A bullet pierced him through in the right eye as he peeped out from behind a pillar in an alley at Jatrabari in Dhaka to see what was going around in the afternoon on July 20.
It was the law enforcers in a clash with student protesters out on the road in the neighbourhood of Rayerbagh. The 18-year-old Abdur Rahman Jisan fell down on the ground.
People standing by had taken him to a nearby hospital before he was sent to Dhaka Medical College Hospital. By the time his mother, Jesmin, reached there about 9:00pm, Abdur Rahman had died.
Abdur Rahman, her mother said weeping, used to supply water to shops in the neighbourhood. He went out there on the street after the day’s delivery.
The death left his widow, whom he had married in 2023 after courtship, severely traumatised. And, she took her own life nine days later. The 17-year-old Mishty hanged herself from the ceiling fan at her parents’ in the same neighbourhood on July 29.
‘Mishty stopped eating and cried all along, holding tight Jisan’s clothes. We always kept an eye on her. We feared that something bad might happen. It finally did. There was none in the house when she committed suicide,’ Babul Sardar, Jisan’s father who is an expatriate in South Sudan, said on July 31.
‘Who will we seek justice from? We’ll get justice on the Judgement Day,’ Jesmin wailed. Jisan stopped going to school after Class V, Jesmin said. He was not involved in politics.

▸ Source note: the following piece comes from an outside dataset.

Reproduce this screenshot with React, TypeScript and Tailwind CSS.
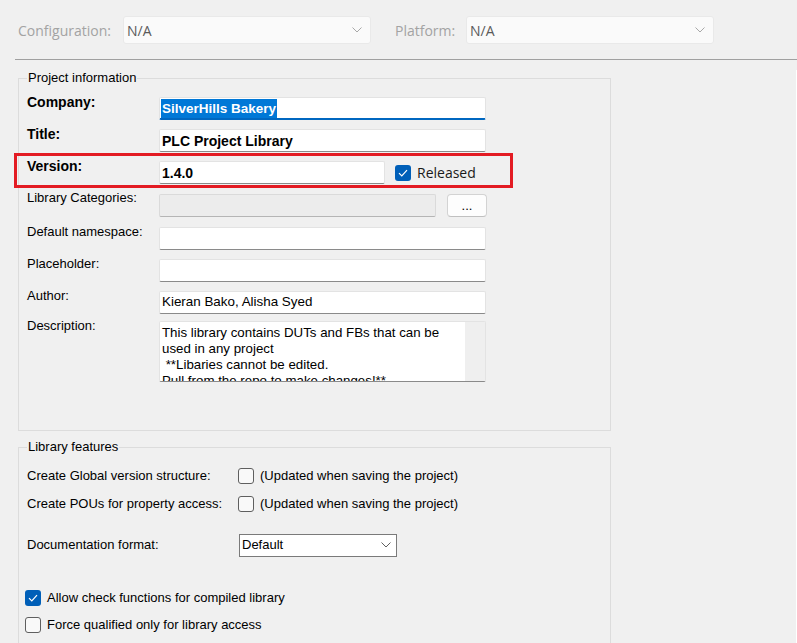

Babul Sardar’s flight had been cancelled three times amidst the countrywide internet shutdown before he could finally get back home about 3:30pm on July 22, to bury Jisan in the Matuail graveyard.
Babul Sardar, who has worked as a lathe operator and welder in South Sudan for about eight years now, said, ‘I earn the country remittances. And, the country gave me my son dead in return.’
‘I work in deep forests in South Sudan. I am not afraid there. But I am now afraid of stepping outside my home in my own country,’ Babul said in an anguished voice.
The family — Jisan, his wife, elder sister and parents — has let the owner of the house know that they would leave. ‘We cannot live here with the memories that haunt us day and night,’ Babul said.
Attacks on the student protests by ruling party people and law enforcement units and the violence that broke out left at least 214 people dead in July 16–31 in Dhaka and elsewhere.